The rest of this TEP specifies:
* the details of the HAA and its three distinct layers
(`2. Architecture`_)
* guidelines on selecting the "right" level of abstraction
(`3. Combining different levels of abstraction`_)
* how hardware abstractions can be shared among different TinyOS
platforms (`4. Horizontal decomposition`_)
* the level of hardware abstraction for the processing units
(`5. CPU abstraction`_)
* how some hardware abstractions may realize different degrees of
alignment with the HAA top layer
(`6. HIL alignment`_)
The HAA is the architectural basis for many TinyOS 2.0 documentary
TEPs, e.g. [TEP101]_, [TEP102]_, [TEP103]_ and so forth. Those TEPs
focus on the hardware abstraction for a particular hardware module,
while [TEP117]_ and [TEP115]_ explain how power management is
realized.
2. Architecture
===============
In the proposed architecture (Fig.1_), the hardware abstraction
functionality is organized in three distinct layers of components.
Each layer has clearly defined responsibilities and is dependent on
interfaces provided by lower layers.
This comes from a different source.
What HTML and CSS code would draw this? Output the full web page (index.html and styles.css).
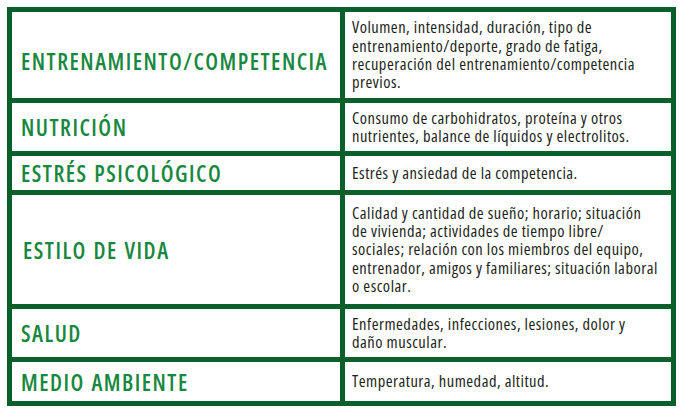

The capabilities of the
underlying hardware are gradually adapted to the established
platform-independent interface between the operating system and the
applications. As we move from the hardware towards this top interface,
the components become less and less hardware dependent, giving the
developer more freedom in the design and the implementation of
reusable applications.
.. _Fig.1:
::
+-----------------------------+
| |
| Cross-platform applications |
| |
+--------------+--------------+
+-----------------+ | +-----------------+
|Platform-specific| | |Platform-specific|
| applications | | | applications |
+--------+--------+ Platform-independent | hardware interface +--------+--------+
| +-----------------+--------+--------+-----------------+ |
| | | | | |
| +-------+-------+ +-------+-------+ +-------+-------+ +-------+-------+ |
| |.------+------.| |.------+------.| |.------+------.| |.------+------.| |
| || || || || || || || HIL 4 || |
| || HIL 1 || || HIL 2 || || HIL 3 || |`------+------'| |
| || || |`------+------'| |`------+------'| | | | |
| |`------+------'| | | | | | | | | +----+--+
+--+----+ | | |.------+------.| | | | | | | |
| | | | || || |.------+------.| |.------+--+---.|
|.---+--+------.| || || || || || ||
|| || || HAL 2 || || || || ||
|| || || || || HAL 3 || || HAL 4 ||
|| HAL 1 || |`------+------'| || || || ||
|| || | | | || || || ||
|| || | | | |`------+------'| |`------+------'|
|`------+------'| |.------+------.| | | | | | |
| | | || || |.------+------.| | | |
|.------+------.| || HPL 2 || || || |.------+------.|
|| HPL 1 || || || || HPL 3 || || HPL 4 ||
|`------+------'| |`------+------'| |`------+------'| |`------+------'|
+-------+-------+ +-------+-------+ +-------+-------+ +-------+-------+ HW/SW
| | | | boundary
************************************************************************************
+------+------+ +------+------+ +------+------+ +------+------+
|HW Platform 1| |HW Platform 2| |HW Platform 3| |HW Platform 4|
+-------------+ +-------------+ +-------------+ +-------------+
Fig.1: The proposed Hardware Abstraction Architecture
In contrast to the more traditional two step approach used in other
embedded operating systems like [WindowsCE]_, the three-level design
results in increased *flexibility* that arises from separating the
platform-specific abstractions and the adaptation wrappers that
upgrade or downgrade them to the current platform-independent
interface. In this way, for maximum performance, the platform
specific applications can circumvent the *HIL* components and directly
tap to the *HAL* interfaces that provide access to the full
capabilities of the hardware module.
The rest of the section discusses the specific roles of each component
layer in more detail.
Hardware Presentation Layer (HPL)
---------------------------------
The components belonging to the *HPL* are positioned directly over
the HW/SW interface. As the name suggests, their major task is to
"present" the capabilities of the hardware using the native concepts
of the operating system. They access the hardware in the usual way,
either by memory or by port mapped I/O. In the reverse direction, the
hardware can request servicing by signaling an interrupt. Using these
communication channels internally, the *HPL* hides the hardware
intricacies and exports a more usable interface (simple function
calls) for the rest of the system.
The *HPL* components SHOULD be stateless and expose an interface
that is fully determined by the capabilities of the hardware module
that is abstracted. This tight coupling with the hardware leaves
little freedom in the design and the implementation of the components.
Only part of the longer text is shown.